Regarding the glycerol, it is slightly different than CHARMM:
g1 is more "flexible" changing between two configurations
g3 is more "rigid" sampling only two conformations (three in CHARMM)

With visual inspection it seems that beoynd the glycerol there are possibly some larger differences.

When lookng at the order parameter results, the CHARMM is closer to experiments for g3 and MacRog overestimates the forking. This would indicate that the CHARMM sampling would be better for g3. Also beta is better in CHARMM.

On the other, g2 and g1 order parameters are better in MacRog, indicating that the sampling of this part may be better in MacRog. However, when I calculated the order parameters for the first carbons in acyl chains in MacRog I got the following results:

sn1:
C2 0.0670417
C2 0.0828269
C3 -0.137857
C3 -0.131714
C4 -0.151883
C4 -0.153766
C5 -0.172636
C5 -0.172115

sn2:
C2 -0.146994
C2 -0.172383
C3 -0.186539
C3 -0.18673
C4 -0.163145
C4 -0.152277
C5 -0.176759
C5 -0.167419

Especially the sn-1 looks weird. In constrast, CHARMM is in reasonable agreement with experiments.
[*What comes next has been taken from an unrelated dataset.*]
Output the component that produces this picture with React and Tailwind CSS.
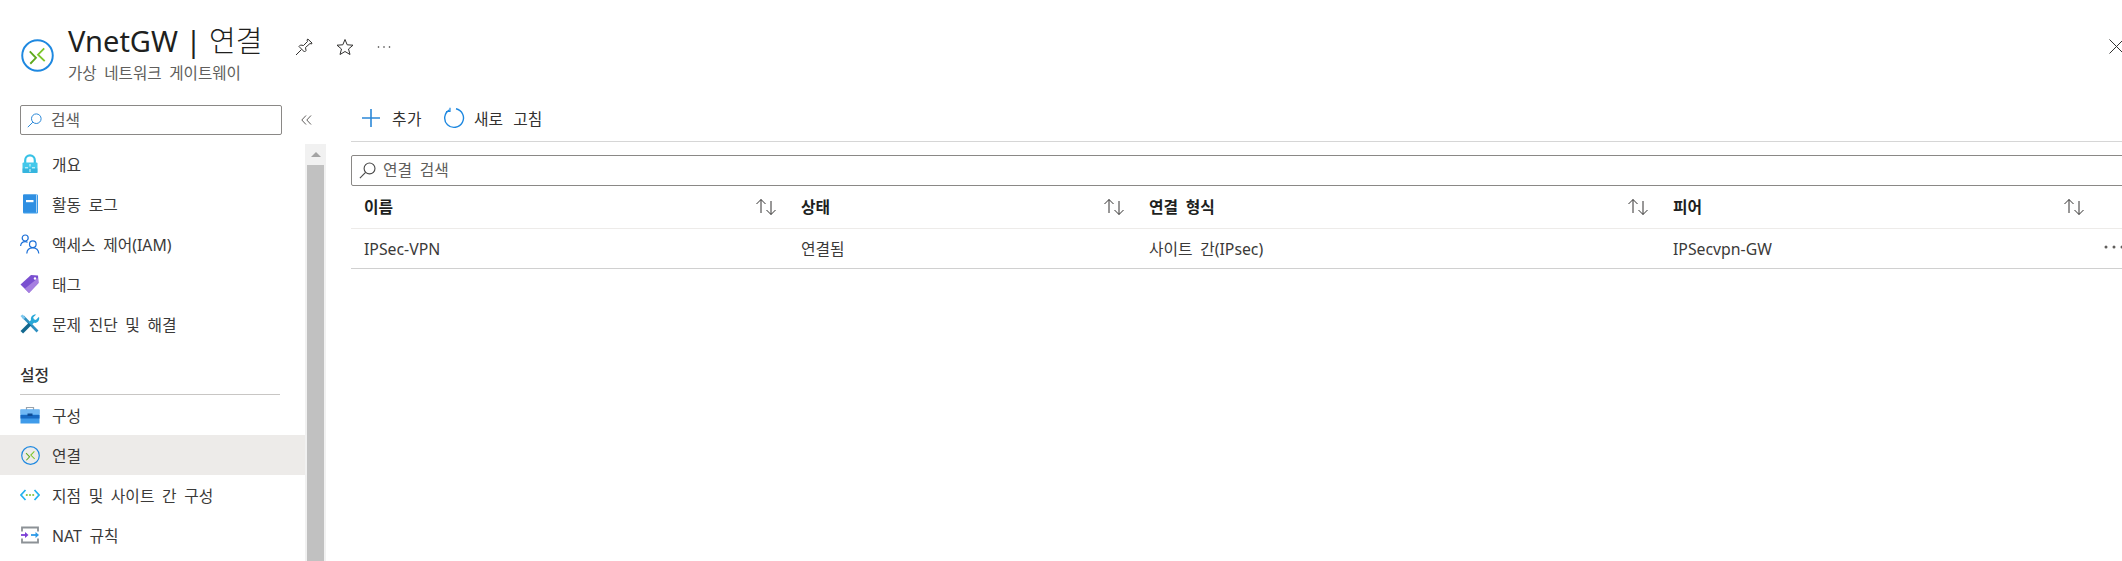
const Conn = ({ size = 20, sw = 1.9, chev = 1.8 }) => (
  <svg width={size} height={size} viewBox="0 0 32 32" fill="none">
    <circle cx="16" cy="16" r="14.8" stroke="#1e88e0" strokeWidth={sw} />
    <path d="M8.5 12 L14.5 18.2 L9 24" stroke="#5ea81e" strokeWidth={chev} />
    <path d="M22.5 9 L16.5 15.2 L23 21.5" stroke="#7cc52a" strokeWidth={chev} />
  </svg>
);
const SmallConn = () => <Conn size={19} sw={2} chev={1.7} />;
const Lock = () => (
  <svg width="20" height="20" viewBox="0 0 20 20" fill="none">
    <path d="M5.2 9V6.2a4.8 4.8 0 0 1 9.6 0V9" stroke="#37c2e6" strokeWidth="2.2" />
    <rect x="2.5" y="8.5" width="15" height="10.5" rx="1" fill="#45c8ea" />
    <rect x="2.5" y="14.5" width="15" height="4.5" fill="#2aa5d4" opacity=".55" />
    <path d="M10 10v2.5M10 15v3M5 13.8h3M12 13.8h3" stroke="#e8fbff" strokeWidth="1" />
  </svg>
);
const Book = () => (
  <svg width="20" height="20" viewBox="0 0 20 20" fill="none">
    <rect x="3" y="0.5" width="15" height="19" rx="1" fill="#3a9ae8" />
    <rect x="3" y="0.5" width="13.5" height="17.5" rx="1" fill="#2f8fe2" />
    <path d="M16.5 1v17.5" stroke="#a9d3f5" />
    <rect x="6" y="6" width="7.5" height="2.2" fill="#fff" />
  </svg>
);
const Users = () => (
  <svg width="20" height="20" viewBox="0 0 20 20" fill="none" stroke="#1a6fd8" strokeWidth="1.2">
    <circle cx="5.2" cy="4" r="3" />
    <path d="M0.6 12c.3-2.6 2-4.3 4.6-4.3 1 0 1.8.2 2.4.7" />
    <circle cx="12.8" cy="10.2" r="3.3" />
    <path d="M6.8 19.5c.2-3.4 2.6-5.6 6-5.6s5.6 2.2 6 5.6" />
  </svg>
);
const Tag = () => (
  <svg width="20" height="20" viewBox="0 0 20 20" fill="none">
    <path d="M0.5 10.5 L11 1 L18 1.5 L18.5 9 L9 19 Z" fill="#7a4fd0" />
    <path d="M5 14.5 L18 4 L18.5 9 L9 19 Z" fill="#a67fe0" />
    <circle cx="15" cy="4.5" r="1.2" fill="#fff" />
  </svg>
);
const Tools = () => (
  <svg width="20" height="20" viewBox="0 0 20 20" fill="none">
    <path d="M3 2.5 L17.5 17.5" stroke="#2e8fc0" strokeWidth="2.6" />
    <path d="M0.5 2 L2.5 0.5 L5.5 3.5 L3.5 5.5Z" fill="#7cc7ee" />
    <path d="M1.8 18.2 L10 10" stroke="#13688f" strokeWidth="3.6" />
    <path d="M19 2.8 L15.8 6 L13.8 5.2 L13.2 3.2 L16.2 0.5 C13 0 10.3 2.6 11 6 L8.5 8.8 L11.2 11.3 L14 8.8 C17.5 9.6 20 6.4 19 2.8Z" fill="#28a8d8" />
  </svg>
);
const Case = () => (
  <svg width="20" height="20" viewBox="0 0 20 20" fill="none">
    <path d="M6.5 5V2.5h7V5" stroke="#9ba3ab" strokeWidth="1.2" />
    <rect x="0.5" y="4.5" width="19" height="14" fill="#3f9bea" />
    <rect x="0.5" y="4.5" width="19" height="5" fill="#71b8f4" />
    <rect x="0.5" y="10" width="19" height="3.5" fill="#1769c2" />
    <rect x="7.5" y="8.5" width="5" height="2.5" fill="#0e4d96" />
  </svg>
);
const P2S = () => (
  <svg width="20" height="20" viewBox="0 0 20 20" fill="none">
    <path d="M5.5 5 L1 10 L5.5 15" stroke="#24b2ee" strokeWidth="1.7" />
    <path d="M14.5 5 L19 10 L14.5 15" stroke="#24b2ee" strokeWidth="1.7" />
    <circle cx="6.8" cy="10" r="1.1" fill="#86c440" />
    <circle cx="10" cy="10" r="1.1" fill="#86c440" />
    <circle cx="13.2" cy="10" r="1.1" fill="#86c440" />
  </svg>
);
const Nat = () => (
  <svg width="20" height="20" viewBox="0 0 20 20" fill="none">
    <path d="M2 6.5V2.5h16v4M2 13.5v4h16v-4" stroke="#8c9196" strokeWidth="1.8" />
    <path d="M1 10h5" stroke="#7c3fd6" strokeWidth="1.8" />
    <path d="M5 7l3.5 3L5 13Z" fill="#7c3fd6" />
    <path d="M11 10h5" stroke="#2e9be8" strokeWidth="1.8" />
    <path d="M15.5 7l3.5 3-3.5 3Z" fill="#2e9be8" />
  </svg>
);
const Search = ({ color = "#4a4a4a", size = 15 }) => (
  <svg width={size} height={size} viewBox="0 0 15 15" fill="none" stroke={color} strokeWidth="1">
    <circle cx="9.3" cy="5.7" r="4.8" />
    <path d="M5.8 9.2 L0.8 14.2" />
  </svg>
);
const Sort = () => (
  <svg width="22" height="18" viewBox="0 0 22 18" fill="none" stroke="#323130" strokeWidth="1">
    <path d="M6 15V1.5M1.5 6 L6 1.5 L10.5 6" />
    <path d="M16 3v13.5M11.5 12 L16 16.5 L20.5 12" />
  </svg>
);
const items1 = [
  [Lock, "개요"],
  [Book, "활동 로그"],
  [Users, "액세스 제어(IAM)"],
  [Tag, "태그"],
  [Tools, "문제 진단 및 해결"],
];
const items2 = [
  [Case, "구성"],
  [SmallConn, "연결", true],
  [P2S, "지점 및 사이트 간 구성"],
  [Nat, "NAT 규칙"],
];
const Item = ({ Icon, label, active }) => (
  <div className={`h-10 flex items-center pl-5 gap-[12px] text-[#3b3a39] ${active ? "bg-[#edebe9]" : ""}`}>
    <span className="w-[20px] h-[20px] flex items-center justify-center shrink-0"><Icon /></span>
    <span className="pt-[4px]">{label}</span>
  </div>
);
const cols = "grid grid-cols-[437px_348px_524px_470px]";
const Head = ({ children }) => (
  <div className="flex items-center justify-between pl-[13px] pr-[11px] font-semibold text-[#201f1e]">
    <span className="pt-[2px]">{children}</span><Sort />
  </div>
);
export default function App() {
  return (
    <div className="w-screen h-screen overflow-hidden bg-white">
      <div className="w-[2130px] h-[561px] flex flex-col text-[15.8px] [word-spacing:3.5px] text-[#323130]" style={{ fontFamily: '"Noto Sans","Noto Sans CJK KR",sans-serif' }}>
        <header className="h-[105px] shrink-0 flex pl-[21px] pr-[6px] pt-[23px]">
          <div className="mt-[16px] w-[33px] h-[33px] shrink-0"><Conn size={33} /></div>
          <div className="ml-[14px]">
            <h1 className="text-[29px] leading-[36px] font-normal text-[#201f1e] [word-spacing:0px]">VnetGW | <span className="font-light">연결</span></h1>
            <div className="mt-[5px] text-[15.6px] leading-[18px] text-[#605e5c]">가상 네트워크 게이트웨이</div>
          </div>
          <div className="ml-[33px] mt-[12px] flex items-center gap-[23px] h-[24px] text-[#323130]">
            <svg width="18" height="18" viewBox="0 0 18 18" fill="none" stroke="#323130" strokeWidth="1">
              <path d="M1 17 L6.5 11.5 M4 8.5 L9.5 14 L11 12.5 L10.5 9.5 L15 5.5 L16.5 6 L17 5 L12.8 1 L12 2 L12.5 3.5 L8.5 7.5 L5.5 7 Z" />
            </svg>
            <svg width="18" height="18" viewBox="0 0 18 18" fill="none" stroke="#323130" strokeWidth="1">
              <path d="M9 1.5 L11.2 6.8 L17 7.2 L12.5 11 L14 16.5 L9 13.5 L4 16.5 L5.5 11 L1 7.2 L6.8 6.8 Z" />
            </svg>
            <svg width="14" height="4" viewBox="0 0 14 4" fill="#323130">
              <circle cx="1.5" cy="2" r="0.8" /><circle cx="7" cy="2" r="0.8" /><circle cx="12.5" cy="2" r="0.8" />
            </svg>
          </div>
          <svg className="ml-auto mt-[16px] shrink-0" width="15" height="15" viewBox="0 0 15 15" fill="none" stroke="#323130" strokeWidth="1">
            <path d="M0.5 0.5 L14.5 14.5 M14.5 0.5 L0.5 14.5" />
          </svg>
        </header>
        <div className="flex-1 flex min-h-0">
          <aside className="w-[326px] shrink-0 flex flex-col min-h-0">
            <div className="h-[39px] shrink-0 flex pl-[20px]">
              <div className="w-[262px] h-[30px] border border-[#8a8886] rounded-[2px] flex items-center pl-[6px] gap-[9px] text-[#605e5c]">
                <Search color="#2b88d8" />
                <span className="pt-[2px]">검색</span>
              </div>
              <svg className="ml-[19px] mt-[9px]" width="11" height="12" viewBox="0 0 11 12" fill="none" stroke="#605e5c" strokeWidth="1">
                <path d="M5 1.5 L0.8 6 L5 10.5 M10 1.5 L5.8 6 L10 10.5" />
              </svg>
            </div>
            <div className="flex-1 flex min-h-0">
              <nav className="w-[305px] shrink-0">
                {items1.map(([I, l]) => <Item key={l} Icon={I} label={l} />)}
                <div className="ml-5 mr-[25px] mt-[20px] h-[31px] border-b border-[#c8c6c4] pt-[1px] font-medium leading-[20px] text-[#323130]">설정</div>
                {items2.map(([I, l, a]) => <Item key={l} Icon={I} label={l} active={a} />)}
              </nav>
              <div className="w-[21px] bg-[#f1f1f1] flex flex-col items-center">
                <div className="h-[21px] w-full flex items-center justify-center">
                  <div className="w-0 h-0 border-l-[5px] border-r-[5px] border-b-[5px] border-l-transparent border-r-transparent border-b-[#a3a3a3]" />
                </div>
                <div className="flex-1 w-[17px] bg-[#c1c1c1]" />
              </div>
            </div>
          </aside>
          <main className="flex-1 min-w-0 pl-[25px] flex flex-col">
            <div className="h-[37px] shrink-0 border-b border-[#d6d6d6] flex items-start pl-[10px]">
              <svg className="mt-[3px]" width="20" height="20" viewBox="0 0 20 20" fill="none" stroke="#2b88d8" strokeWidth="1.6">
                <path d="M10 1v18M1 10h18" />
              </svg>
              <span className="ml-[11px] mt-[4px] leading-[20px] tracking-[0.5px]">추가</span>
              <svg className="ml-[21px] mt-[2px]" width="22" height="22" viewBox="0 0 22 22" fill="none" stroke="#1e88e0" strokeWidth="1.4">
                <path d="M6.5 2.8 A9.4 9.4 0 1 0 13 1.8" />
                <path d="M7 0.8 V4.5 H3" strokeWidth="1.2" />
              </svg>
              <span className="ml-[9px] mt-[4px] leading-[20px] [word-spacing:6px]">새로 고침</span>
            </div>
            <div className="mt-[13px] h-[31px] shrink-0 border border-[#8a8886] rounded-[2px] flex items-center pl-[7px] gap-[7px] text-[#605e5c]">
              <Search size={17} />
              <span>연결 검색</span>
            </div>
            <div className={`${cols} h-[43px] items-center border-b border-[#edebe9]`}>
              <Head>이름</Head><Head>상태</Head><Head>연결 형식</Head>
              <div className="pr-[34px]"><Head>피어</Head></div>
            </div>
            <div className={`${cols} h-[40px] items-center border-b border-[#d0d0d0] text-[#3b3a39]`}>
              <div className="pl-[13px] pt-[2px]">IPSec-VPN</div>
              <div className="pl-[13px] pt-[2px]">연결됨</div>
              <div className="pl-[13px] pt-[2px]">사이트 간(IPsec)</div>
              <div className="pl-[13px] pt-[2px] flex items-center justify-between pr-[6px]">
                <span>IPSecvpn-GW</span>
                <svg width="20" height="4" viewBox="0 0 20 4" fill="#605e5c" className="-mt-[6px]">
                  <circle cx="2" cy="2" r="1.5" /><circle cx="10" cy="2" r="1.5" /><circle cx="18" cy="2" r="1.5" />
                </svg>
              </div>
            </div>
          </main>
        </div>
      </div>
    </div>
  );
}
I did not fully understand the MacRog paper (http://dx.doi.org/10.1021/jp5016627) in this respect. In the text they say:
" Deuterium magnetic resonance studies demonstrated that the two C–D bonds of carbon 2 (C22, Figure 1) of the sn-2 chain are characterized by different values of SCD, while in the case of the sn-1 chain (C32, Figure 1) the values are the same.(88) In our simulations, differences in the SCD values of the C–D bonds in carbon 2 are observed in both chains (C22 and C32)."
However, in my eye the results shown in Fig. 7 are not what is written in the text, and also different what I got.

I think that I will continue using CHARMM as the basis for the above discussed procedure (tabulated potentials), at least for now.